SHORT TASK: Transcribe every line from the top down to the line with "strokeLinejoin: 'round', strokeLinecap: 'round'", both ends included, but not the pictures.
** begin DATA BLOCK **
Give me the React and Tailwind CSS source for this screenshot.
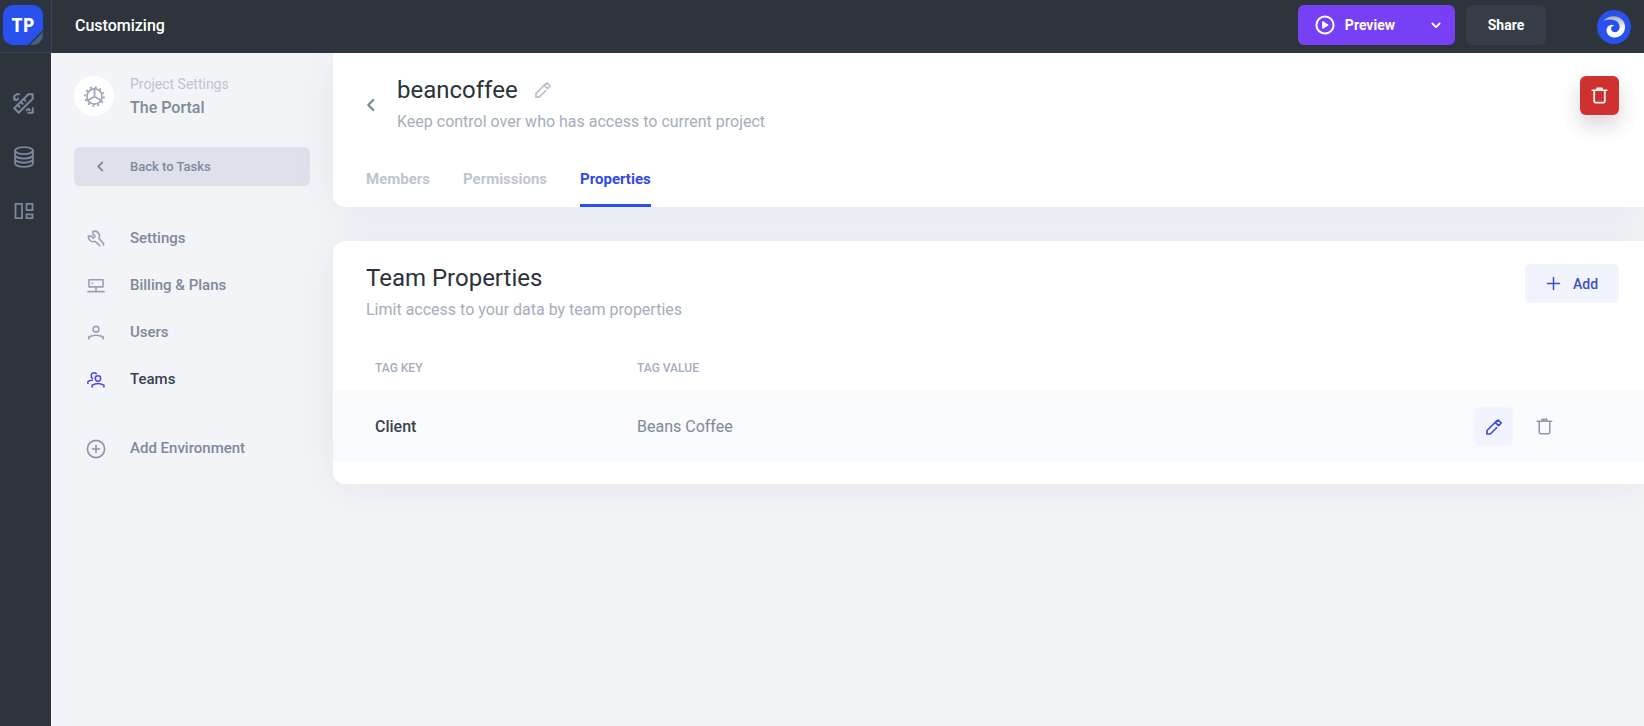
const stroke = { fill: 'none', stroke: 'currentColor', strokeLinejoin: 'round', strokeLinecap: 'round' };

function Icon({ size = 18, width = 1.5, box = 20, className = '', children }) {
  return (
    <svg width={size} height={size} viewBox={`0 0 ${box} ${box}`} strokeWidth={width} className={`shrink-0 ${className}`} aria-hidden="true" {...stroke}>
      {children}
    </svg>
  );
}

const Pencil = (props) => (
  <Icon width={1.5} {...props}>
    <path d="M2.2 17.8v-3.9L12.8 3.3M2.2 17.8h3.7l7-7" />
    <path d="M14.6 2.2 18 5.6l-2.9 2.9-3.5-3.4z" />
  </Icon>
);

const Trash = (props) => (
  <Icon width={1.8} {...props}>
    <path d="M1.5 3.8h17M7.2 3.4V1.6h5.6v1.8M3.8 4.2v12.6c0 1 .6 1.6 1.6 1.6h9.200c1 0 1.600-.6 1.600-1.600V4.200" />
  </Icon>
);

const ChevronLeft = (props) => (
  <Icon width={2} {...props}><path d="M12.500 4.500 7 10l5.500 5.500" /></Icon>
);

const Tools = () => (
  <Icon size={21} width={1.900}>
    <path d="m1.200 14.600 4.200 4.200L18.800 5.400V1.200h-4.200z" />
    <path d="m4.800 11.600 1.500 1.500M7.600 8.800l1.500 1.500M10.400 6l1.500 1.500" />
    <path d="M1.200 6.400V3.200l2.200-2h2.400M1.200 5l2 2 1.600-1.600M14.600 18.800h4.200v-4.200M13 16.400l1.600-1.400 1.200 1.200" />
  </Icon>
);

const Database = () => (
  <svg width="20" height="22" viewBox="0 0 20 22" strokeWidth="1.900" aria-hidden="true" {...stroke}>
    <ellipse cx="10" cy="4.600" rx="8.900" ry="3.500" />
    <path d="M1.100 4.600v12.800c0 2 4 3.500 8.900 3.500s8.900-1.500 8.900-3.500V4.600M1.100 9c0 2 4 3.500 8.900 3.500s8.900-1.500 8.900-3.500M1.100 13.200c0 2 4 3.500 8.900 3.500s8.900-1.500 8.900-3.500" />
  </svg>
);

const Board = () => (
  <Icon size={20} width={1.800}>
    <path d="M1.500 2.800h6.500v14.400h-6.500zM12.500 2.800h6v6.400h-6zM12.500 13.400h6v3.800h-6z" strokeLinejoin="miter" />
  </Icon>
);

const Gear = () => (
  <Icon size={21} width={1.700}>
    <circle cx="10" cy="10" r="7.200" />
    <circle cx="10" cy="10" r="8.900" strokeWidth="1.900" strokeDasharray="1.900 2.760" strokeLinecap="butt" />
    <path d="M10 2.400V10M10 10l-6.600 3.800M10 10l6.600 3.800" />
  </Icon>
);

const Wrench = () => (
  <Icon width={1.800}>
    <path d="M6.700 1.600 6.500 4.400 9 6.700 7 9 4.400 6.600 1.500 6.800c-.2 3.600 2.600 6.600 6 6.200l1.500-.4 5.300 4.900" />
    <path d="M6.700 1.600c4-1.200 7.400 1.800 7.200 5.400l-.6 2.200 5.200 6.300v1.300" />
  </Icon>
);

const Billing = () => (
  <Icon width={1.800}>
    <path d="M2.200 3h15.600v8H2.200zM1 16.200h18M10 11v5.200" />
    <path d="M5.800 7h.1" strokeWidth="2" />
  </Icon>
);

const User = () => (
  <Icon width={1.800}>
    <circle cx="10" cy="5.800" r="3.200" />
    <path d="M2 16.600v-2.200c4.600-2.600 11.400-2.600 16 0v2.200" />
  </Icon>
);

const Team = () => (
  <Icon width={1.700}>
    <circle cx="12.200" cy="8.300" r="3" />
    <path d="M5.700 17.800v-2c3.800-2.300 9.300-2.300 13.100 0v2M10.300 2.900C8.600 1.200 4.400 2 4.600 5.200c0 1.300.6 2.200 1.500 2.900M1 14v-2.200c1.600-1 3.100-1.500 4.900-1.500" />
  </Icon>
);

const PlusCircle = () => (
  <Icon size={20} width={1.600}><circle cx="10" cy="10" r="8.600" /><path d="M10 6.500v7M6.500 10h7" /></Icon>
);

const navItems = [
  { label: 'Settings', icon: Wrench },
  { label: 'Billing & Plans', icon: Billing },
  { label: 'Users', icon: User },
  { label: 'Teams', icon: Team, active: true },
];

const railItems = [
  { label: 'Design', icon: Tools },
  { label: 'Data', icon: Database },
  { label: 'Layouts', icon: Board },
];

const tabs = [{ label: 'Members' }, { label: 'Permissions' }, { label: 'Properties', active: true }];

function Header() {
  return (
    <header className="relative z-10 flex h-[53px] items-center bg-[#2d343c] text-white">
      <a href="#" className="flex h-full w-[52px] items-center border-r border-b border-[#3c4553] bg-[#2c3441] pl-[3px]" aria-label="Home">
        <svg width="40" height="40" viewBox="0 0 40 40" className="mb-[2px]" aria-hidden="true">
          <path d="M10 0h20a10 10 0 0 1 10 10v15L25 40H10A10 10 0 0 1 0 30V10A10 10 0 0 1 10 0z" fill="#2951ee" />
          <path d="M40 27v3a10 10 0 0 1-10 10h-3z" fill="#476182" />
          <text x="20" y="27" textAnchor="middle" fill="#fff" fontSize="19" fontWeight="700" fontFamily="Open Sans, sans-serif">TP</text>
        </svg>
      </a>
      <h1 className="flex-1 pb-[2px] pl-[23px] text-base font-medium">Customizing</h1>
      <div className="mr-[11px] mb-[3px] flex h-10 overflow-hidden rounded-md bg-[#7740f5]">
        <button type="button" className="flex items-center gap-[10px] pl-[17px] text-sm font-bold">
          <Icon size={20} width={2}>
            <circle cx="10" cy="10" r="8.600" />
            <path d="M8 6.700 13.200 10 8 13.300z" fill="currentColor" strokeWidth="1" />
          </Icon>
          Preview
        </button>
        <button type="button" aria-label="Preview options" className="ml-[22px] flex w-[38px] items-center justify-center">
          <Icon size={12} width={3}><path d="m4 7.500 6 6 6-6" /></Icon>
        </button>
      </div>
      <button type="button" className="mr-[51px] mb-[3px] h-10 w-20 rounded-md bg-[#363d49] text-sm font-bold">Share</button>
      <button type="button" aria-label="Account" className="mr-[13px]">
        <svg width="34" height="34" viewBox="0 0 34 34" aria-hidden="true">
          <defs>
            <linearGradient id="swirl" x1="0" y1="0" x2="0" y2="1"><stop stopColor="#a9afbd" /><stop offset=".6" stopColor="#fff" /></linearGradient>
          </defs>
          <circle cx="17" cy="17" r="17" fill="#2951ee" />
          <path d="M6.500 11C10.500 5.200 21 4.200 26 10.500c4.600 6 1.500 16-7.500 17C11.500 28 7.800 21.500 10.300 17.200c1.500-2.600 4.700-3.200 7.200-1.700-3 .3-4.200 3-2.700 5.300 2 2.800 7.500 1.500 7.900-3.300C23 10.500 14.500 7.500 6.500 11z" fill="url(#swirl)" />
        </svg>
      </button>
    </header>
  );
}

function Sidebar() {
  return (
    <aside className="flex w-[282px] shrink-0 flex-col px-[23px] pt-[19px] text-[#7e899b]">
      <div className="flex items-center gap-4">
        <span className="flex size-10 items-center justify-center rounded-full bg-white text-[#a0a8ba]"><Gear /></span>
        <div>
          <p className="text-sm leading-6 text-[#bfc4d1]">Project Settings</p>
          <p className="text-base leading-6 font-medium">The Portal</p>
        </div>
      </div>
      <a href="#" className="mt-[27px] flex h-[39px] items-center rounded-md bg-[#dee1e9] text-[13px] font-medium">
        <span className="flex w-14 justify-center"><ChevronLeft size={15} width={2.500} className="mr-1" /></span>
        Back to Tasks
      </a>
      <nav className="mt-[29px] flex flex-col text-[15px] font-medium">
        {navItems.map(({ label, icon: Glyph, active }) => (
          <a key={label} href="#" className={`flex h-[47px] items-center ${active ? 'text-[#3a4252]' : ''}`}>
            <span className={`flex w-14 pl-[13px] ${active ? 'text-[#5046e5]' : 'text-[#98a1b4]'}`}><Glyph /></span>
            {label}
          </a>
        ))}
      </nav>
      <button type="button" className="mt-[22px] flex h-[47px] items-center text-[15px] font-medium">
        <span className="flex w-14 pl-3 text-[#8a94a8]"><PlusCircle /></span>
        Add Environment
      </button>
    </aside>
  );
}

function TeamHeader() {
  return (
    <section className="rounded-bl-xl bg-white pt-[23px] pr-[25px] pl-[33px] shadow-[0_4px_40px_rgba(60,70,90,0.08)]">
      <div className="flex items-start">
        <button type="button" aria-label="Back" className="mt-5 -ml-1 flex w-[35px] text-[#7e899b]"><ChevronLeft width={2.500} size={18} /></button>
        <div className="flex-1">
          <div className="flex items-center gap-4">
            <h2 className="text-2xl leading-7 text-[#2b323c]">beancoffee</h2>
            <button type="button" aria-label="Rename team" className="text-[#bfc4d1]"><Pencil size={18} width={2} /></button>
          </div>
          <p className="mt-[6px] text-base leading-6 text-[#a6adbd]">Keep control over who has access to current project</p>
        </div>
        <button type="button" aria-label="Delete team" className="flex size-[39px] items-center justify-center rounded-md bg-[#cf3030] text-white shadow-[0_10px_20px_rgba(60,40,60,0.2)]"><Trash size={17} width={2} /></button>
      </div>
      <nav className="mt-[21px] flex gap-[33px] text-[15px] font-bold">
        {tabs.map(({ label, active }) => (
          <a key={label} href="#" className={`flex h-[52px] items-center border-b-[3px] ${active ? 'border-[#2951ee] text-[#3148ea]' : 'border-transparent text-[#bfc4d1]'}`}>{label}</a>
        ))}
      </nav>
    </section>
  );
}

function TeamProperties() {
  return (
    <section className="mt-[34px] rounded-l-xl bg-white pb-[22px] shadow-[0_4px_40px_rgba(60,70,90,0.08)]">
      <div className="flex items-start justify-between pt-[23px] pr-[25px] pl-[33px]">
        <div>
          <h2 className="text-2xl leading-7 text-[#2b323c]">Team Properties</h2>
          <p className="mt-[6px] text-base leading-6 text-[#a6adbd]">Limit access to your data by team properties</p>
        </div>
        <button type="button" className="flex h-[39px] w-[94px] items-center justify-center gap-3 rounded-md bg-[#f1f4fd] text-sm font-medium text-[#3b4fc4]">
          <Icon size={15} width={2}><path d="M10 2v16M2 10h16" /></Icon>
          Add
        </button>
      </div>
      <table className="mt-[21px] w-full table-fixed text-left">
        <thead>
          <tr className="h-12 text-xs text-[#a6adbd]">
            <th scope="col" className="w-[304px] pt-[2px] pl-[42px] font-medium">TAG KEY</th>
            <th scope="col" className="pt-[2px] font-medium">TAG VALUE</th>
            <td className="w-48" />
          </tr>
        </thead>
        <tbody>
          <tr className="h-[71px] bg-[#f9fafc] text-base">
            <th scope="row" className="pl-[42px] font-medium text-[#3a4252]">Client</th>
            <td className="text-[#7e899b]">Beans Coffee</td>
            <td>
              <div className="flex pl-[22px]">
                <button type="button" aria-label="Edit property" className="flex size-[39px] items-center justify-center rounded-md bg-[#f1f4fd] text-[#3b49dc]"><Pencil size={18} width={1.800} /></button>
                <button type="button" aria-label="Delete property" className="ml-3 flex size-[39px] items-center justify-center text-[#8f98ac]"><Trash size={17} /></button>
              </div>
            </td>
          </tr>
        </tbody>
      </table>
    </section>
  );
}

export default function App() {
  return (
    <div className="flex min-h-screen flex-col bg-[#f2f4f8] font-['Roboto',sans-serif]">
      <Header />
      <div className="flex flex-1">
        <nav aria-label="Main" className="flex w-[51px] shrink-0 flex-col items-center bg-[#2d343c] pt-[34px] pr-1 text-[#7b879f]">
          {railItems.map(({ label, icon: Glyph }) => (
            <a key={label} href="#" aria-label={label} className="mb-[22px] flex size-8 items-center justify-center"><Glyph /></a>
          ))}
        </nav>
        <Sidebar />
        <main className="min-w-0 flex-1">
          <TeamHeader />
          <TeamProperties />
        </main>
      </div>
    </div>
  );
}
** end DATA BLOCK **
RESULT:
Give me the React and Tailwind CSS source for this screenshot.
const stroke = { fill: 'none', stroke: 'currentColor', strokeLinejoin: 'round', strokeLinecap: 'round' };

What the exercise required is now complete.